The building on the Pilestraede is no museum. It is the headquarters of Berlingske Tidende (Berling's Times), Denmark's largest daily newspaper, and a publication so viable that it is bought by one out of four of all newspaper subscribers in Denmark. The execution of Marie Antoinette, the death of Washington are events frozen on fragile, age-yellowed pages in Tidende's library, where bound copies of the paper date back to 1749. That was the year that Ernst Henrich Berling, a Copenhagen printer, secured a license to send news through the royal mail. The license has long since expired, along with Frederik V, the monarch who granted it. Frederik IX now sits on the throne. Ernst Berling, too, died long ago. But six successive generations of Berlings have preserved Tidende's title as the oldest newspaper in the world.

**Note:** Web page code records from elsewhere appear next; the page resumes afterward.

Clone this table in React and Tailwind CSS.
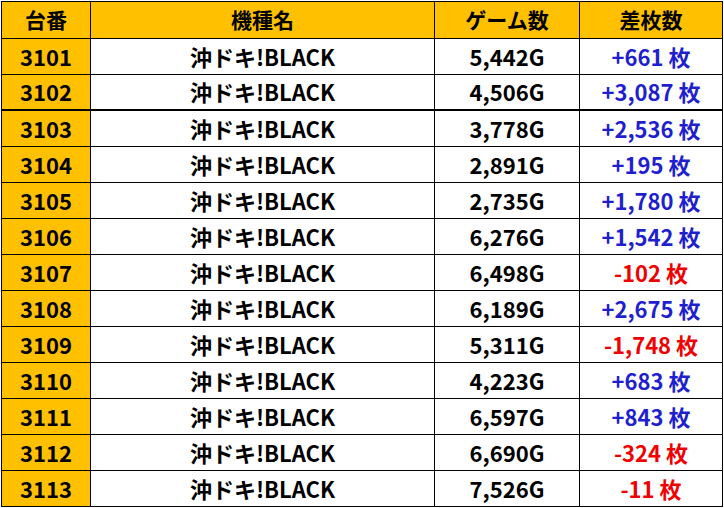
import React from 'react';

const rows = [
  { no: '3101', games: '5,442G', diff: '+661' },
  { no: '3102', games: '4,506G', diff: '+3,087' },
  { no: '3103', games: '3,778G', diff: '+2,536' },
  { no: '3104', games: '2,891G', diff: '+195' },
  { no: '3105', games: '2,735G', diff: '+1,780' },
  { no: '3106', games: '6,276G', diff: '+1,542' },
  { no: '3107', games: '6,498G', diff: '-102' },
  { no: '3108', games: '6,189G', diff: '+2,675' },
  { no: '3109', games: '5,311G', diff: '-1,748' },
  { no: '3110', games: '4,223G', diff: '+683' },
  { no: '3111', games: '6,597G', diff: '+843' },
  { no: '3112', games: '6,690G', diff: '-324' },
  { no: '3113', games: '7,526G', diff: '-11' },
];

const font = { fontFamily: '"Noto Sans CJK JP", "Noto Sans", sans-serif' };

const App = () => {
  return (
    <div className="w-[724px] h-[508px] bg-white pt-px pl-px" style={font}>
      <div className="w-[722px] border border-black font-bold text-black">
        {/* ヘッダー */}
        <div className="flex h-[37px] border-b border-black bg-[#ffc000] text-[21px]">
          <div className="w-[89px] border-r border-black flex items-center justify-center">台番</div>
          <div className="w-[344px] border-r border-black flex items-center justify-center">機種名</div>
          <div className="w-[145px] border-r border-black flex items-center justify-center">ゲーム数</div>
          <div className="flex-1 flex items-center justify-center">差枚数</div>
        </div>

        {rows.map((r, i) => (
          <div
            key={r.no}
            className={
              i === 1
                ? 'flex h-[36px] border-b-2 border-black text-[22px]'
                : i === rows.length - 1
                ? 'flex h-[35px] text-[22px]'
                : 'flex h-[36px] border-b border-black text-[22px]'
            }
          >
            <div className="w-[89px] border-r border-black bg-[#ffc000] flex items-center justify-center pb-px">{r.no}</div>
            <div className="w-[344px] border-r border-black flex items-center justify-center pb-px">沖ドキ!BLACK</div>
            <div className="w-[145px] border-r border-black flex items-center justify-center pb-px">{r.games}</div>
            <div
              className={
                r.diff.startsWith('-')
                  ? 'flex-1 flex items-center justify-center pb-px text-[#f00000]'
                  : 'flex-1 flex items-center justify-center pb-px text-[#1f1fd0]'
              }
            >
              {r.diff} 枚
            </div>
          </div>
        ))}
      </div>
    </div>
  );
};

export default App;
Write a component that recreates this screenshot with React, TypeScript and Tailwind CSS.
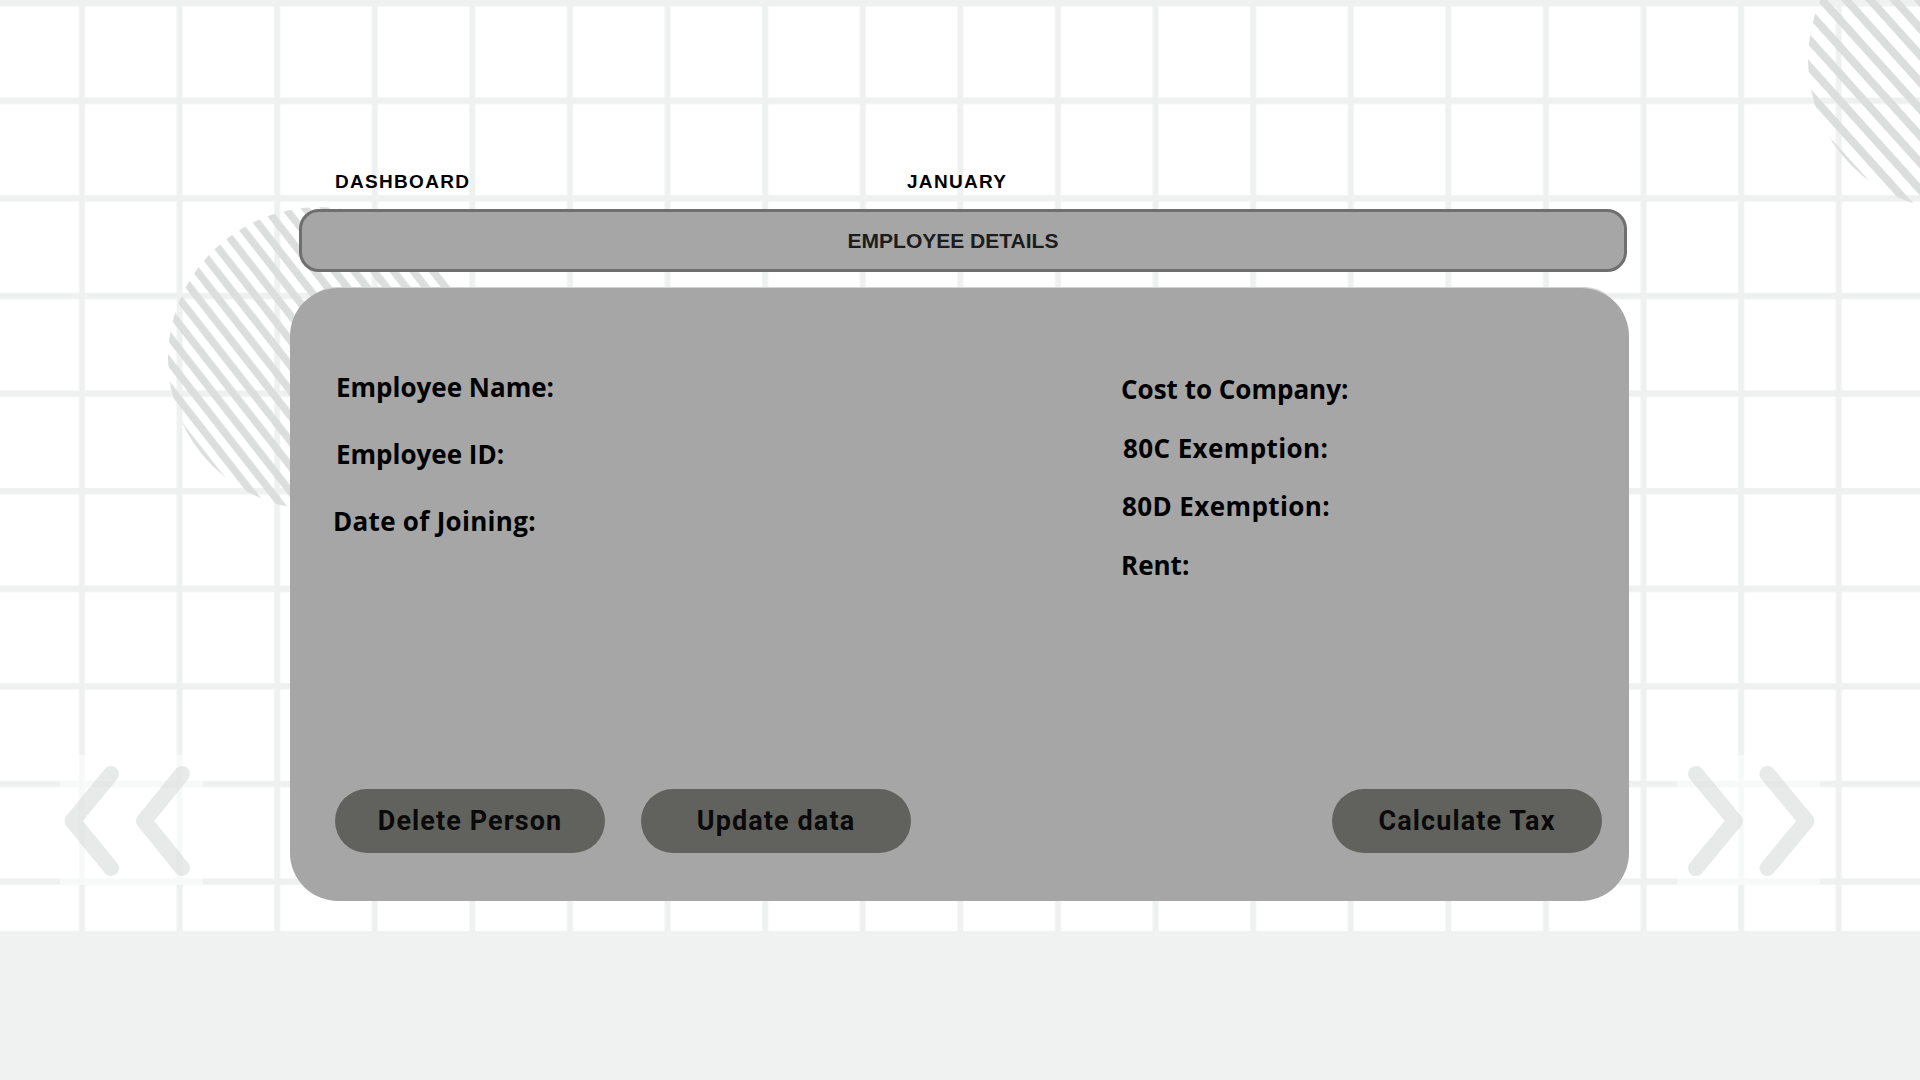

Original Subscribers. Tidende stands in deeper debt to the Danish national character than to Berling family pride. It has never been a great paper, although consistently a good one. Created by royal dispensation, it remained stubbornly loyal to the throne, even after 1904, when the government began printing a newspaper of its own. But time has long since stranded Tidende's taproot conservatism; successive mass movements to the political left have forced the paper into the role of minority voice. Today a Radical-Liberal coalition is in power, and instead of swearing daily allegiance to the throne, Tidende finds gentle fault, taking circumspect swipes at the high cost of a welfare state, plumping a little more insistently than Parliament for Denmark's entrance into the Common Market.

What has not changed is Tidende's dominance in an overcrowded field. Tiny Denmark, only half the size of Maine and no more populous than North Carolina, fields no less than 80 dailies. But in two centuries, Tidende has become an unbreakable habit. On its circulation lists are descendants of subscribers originally signed up by Ernst Berling. In Copenhagen, a city of 1,250,000, the seven papers that compete with Tidende's three —which include B.T., a tabloid, and the evening Berlingske Aftenavis—together muster a circulation barely matching the Tidende group's 353,000.

Paid Advertisement. Two centuries have also taught Tidende all that it needs to know about the melancholy Dane, the Hamlet who broods between the lines of a Hans Christian Andersen fairy tale. The country's suicide rate is among the highest in Europe, but that is considered a personal business, not for print. In Tidende, as well as other papers, such deaths are discreetly called "sudden."